■ **RECORDED DATA**

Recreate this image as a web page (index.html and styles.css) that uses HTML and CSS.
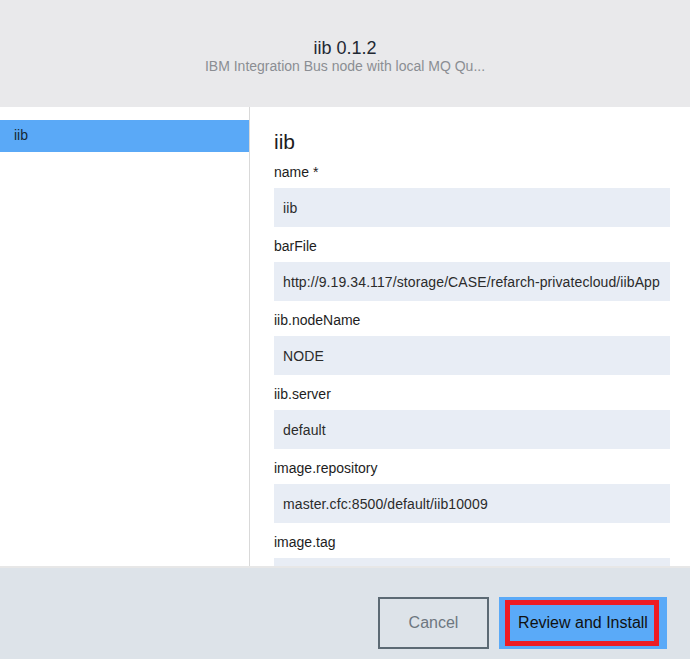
FILE: index.html
```html
<!DOCTYPE html>
<html lang="en">
<head>
<meta charset="utf-8">
<title>iib 0.1.2</title>
<link rel="stylesheet" href="styles.css">
</head>
<body>
<div class="page">
  <header class="header">
    <div class="title">iib 0.1.2</div>
    <div class="subtitle">IBM Integration Bus node with local MQ Qu...</div>
  </header>
  <div class="main">
    <nav class="sidebar">
      <div class="nav-item active">iib</div>
    </nav>
    <section class="content">
      <h2 class="section-title">iib</h2>
      <div class="field">
        <label class="label">name *</label>
        <div class="input">iib</div>
      </div>
      <div class="field">
        <label class="label">barFile</label>
        <div class="input">http://9.19.34.117/storage/CASE/refarch-privatecloud/iibApp</div>
      </div>
      <div class="field">
        <label class="label">iib.nodeName</label>
        <div class="input">NODE</div>
      </div>
      <div class="field">
        <label class="label">iib.server</label>
        <div class="input">default</div>
      </div>
      <div class="field">
        <label class="label">image.repository</label>
        <div class="input">master.cfc:8500/default/iib10009</div>
      </div>
      <div class="field">
        <label class="label">image.tag</label>
        <div class="input"></div>
      </div>
    </section>
  </div>
  <footer class="footer">
    <button class="btn btn-cancel">Cancel</button>
    <button class="btn btn-primary">Review and Install<span class="highlight"></span></button>
  </footer>
</div>
</body>
</html>
```
FILE: styles.css
```css
* { box-sizing: border-box; }
html, body { margin: 0; padding: 0; }
body {
  font-family: "Liberation Sans", Arial, sans-serif;
  background: #ffffff;
  color: #1d1d1d;
}
.page {
  width: 690px;
  height: 659px;
  display: flex;
  flex-direction: column;
  overflow: hidden;
}
.header {
  height: 107px;
  flex: none;
  background: #e9e9eb;
  padding-top: 38px;
  text-align: center;
}
.title {
  font-size: 18px;
  line-height: 20px;
  color: #1f2833;
}
.subtitle {
  font-size: 14px;
  line-height: 16px;
  color: #8b8e93;
}
.main {
  flex: 1;
  display: flex;
  min-height: 0;
  overflow: hidden;
}
.sidebar {
  width: 250px;
  flex: none;
  border-right: 1px solid #d9d9d9;
  padding-top: 13px;
}
.nav-item {
  height: 32px;
  line-height: 31px;
  padding-left: 14px;
  font-size: 14px;
  color: #152935;
}
.nav-item.active {
  background: #5aa9f7;
}
.content {
  flex: 1;
  padding: 24px 20px 0 24px;
  overflow: hidden;
}
.section-title {
  margin: 0;
  font-size: 21px;
  font-weight: normal;
  line-height: 22px;
  color: #1d1d1d;
}
.field {
  display: flex;
  flex-direction: column;
}
.label {
  margin-top: 9px;
  margin-bottom: 6px;
  font-size: 14px;
  line-height: 20px;
  color: #1d1d1d;
}
.input {
  height: 39px;
  background: #e8edf5;
  padding-left: 9px;
  font-size: 14px;
  letter-spacing: 0.1px;
  line-height: 40px;
  color: #2b2b2b;
  white-space: nowrap;
  overflow: hidden;
}
.footer {
  height: 93px;
  flex: none;
  background: #dde3e9;
  border-top: 2px solid #e7e7e7;
  display: flex;
  justify-content: flex-end;
  align-items: flex-start;
  gap: 10px;
  padding: 29px 23px 0 0;
}
.btn {
  height: 52px;
  font-family: "Liberation Sans", Arial, sans-serif;
  font-size: 16px;
  padding: 0;
  margin: 0;
  cursor: pointer;
}
.btn-cancel {
  width: 111px;
  background: transparent;
  border: 2px solid #5c6a74;
  color: #6d7780;
}
.btn-primary {
  position: relative;
  width: 168px;
  background: #5aaaf8;
  border: none;
  color: #111111;
}
.highlight {
  position: absolute;
  left: 6px;
  right: 8px;
  top: 3px;
  bottom: 3px;
  border: 5px solid #ed1c24;
  pointer-events: none;
}
```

■ **WORK TO DO**
Send back the data above word for word, with the pictures left out.

■ **OUTPUT OF THE TASK**
Recreate this image as a web page (index.html and styles.css) that uses HTML and CSS.
FILE: index.html
```html
<!DOCTYPE html>
<html lang="en">
<head>
<meta charset="utf-8">
<title>iib 0.1.2</title>
<link rel="stylesheet" href="styles.css">
</head>
<body>
<div class="page">
  <header class="header">
    <div class="title">iib 0.1.2</div>
    <div class="subtitle">IBM Integration Bus node with local MQ Qu...</div>
  </header>
  <div class="main">
    <nav class="sidebar">
      <div class="nav-item active">iib</div>
    </nav>
    <section class="content">
      <h2 class="section-title">iib</h2>
      <div class="field">
        <label class="label">name *</label>
        <div class="input">iib</div>
      </div>
      <div class="field">
        <label class="label">barFile</label>
        <div class="input">http://9.19.34.117/storage/CASE/refarch-privatecloud/iibApp</div>
      </div>
      <div class="field">
        <label class="label">iib.nodeName</label>
        <div class="input">NODE</div>
      </div>
      <div class="field">
        <label class="label">iib.server</label>
        <div class="input">default</div>
      </div>
      <div class="field">
        <label class="label">image.repository</label>
        <div class="input">master.cfc:8500/default/iib10009</div>
      </div>
      <div class="field">
        <label class="label">image.tag</label>
        <div class="input"></div>
      </div>
    </section>
  </div>
  <footer class="footer">
    <button class="btn btn-cancel">Cancel</button>
    <button class="btn btn-primary">Review and Install<span class="highlight"></span></button>
  </footer>
</div>
</body>
</html>
```
FILE: styles.css
```css
* { box-sizing: border-box; }
html, body { margin: 0; padding: 0; }
body {
  font-family: "Liberation Sans", Arial, sans-serif;
  background: #ffffff;
  color: #1d1d1d;
}
.page {
  width: 690px;
  height: 659px;
  display: flex;
  flex-direction: column;
  overflow: hidden;
}
.header {
  height: 107px;
  flex: none;
  background: #e9e9eb;
  padding-top: 38px;
  text-align: center;
}
.title {
  font-size: 18px;
  line-height: 20px;
  color: #1f2833;
}
.subtitle {
  font-size: 14px;
  line-height: 16px;
  color: #8b8e93;
}
.main {
  flex: 1;
  display: flex;
  min-height: 0;
  overflow: hidden;
}
.sidebar {
  width: 250px;
  flex: none;
  border-right: 1px solid #d9d9d9;
  padding-top: 13px;
}
.nav-item {
  height: 32px;
  line-height: 31px;
  padding-left: 14px;
  font-size: 14px;
  color: #152935;
}
.nav-item.active {
  background: #5aa9f7;
}
.content {
  flex: 1;
  padding: 24px 20px 0 24px;
  overflow: hidden;
}
.section-title {
  margin: 0;
  font-size: 21px;
  font-weight: normal;
  line-height: 22px;
  color: #1d1d1d;
}
.field {
  display: flex;
  flex-direction: column;
}
.label {
  margin-top: 9px;
  margin-bottom: 6px;
  font-size: 14px;
  line-height: 20px;
  color: #1d1d1d;
}
.input {
  height: 39px;
  background: #e8edf5;
  padding-left: 9px;
  font-size: 14px;
  letter-spacing: 0.1px;
  line-height: 40px;
  color: #2b2b2b;
  white-space: nowrap;
  overflow: hidden;
}
.footer {
  height: 93px;
  flex: none;
  background: #dde3e9;
  border-top: 2px solid #e7e7e7;
  display: flex;
  justify-content: flex-end;
  align-items: flex-start;
  gap: 10px;
  padding: 29px 23px 0 0;
}
.btn {
  height: 52px;
  font-family: "Liberation Sans", Arial, sans-serif;
  font-size: 16px;
  padding: 0;
  margin: 0;
  cursor: pointer;
}
.btn-cancel {
  width: 111px;
  background: transparent;
  border: 2px solid #5c6a74;
  color: #6d7780;
}
.btn-primary {
  position: relative;
  width: 168px;
  background: #5aaaf8;
  border: none;
  color: #111111;
}
.highlight {
  position: absolute;
  left: 6px;
  right: 8px;
  top: 3px;
  bottom: 3px;
  border: 5px solid #ed1c24;
  pointer-events: none;
}
```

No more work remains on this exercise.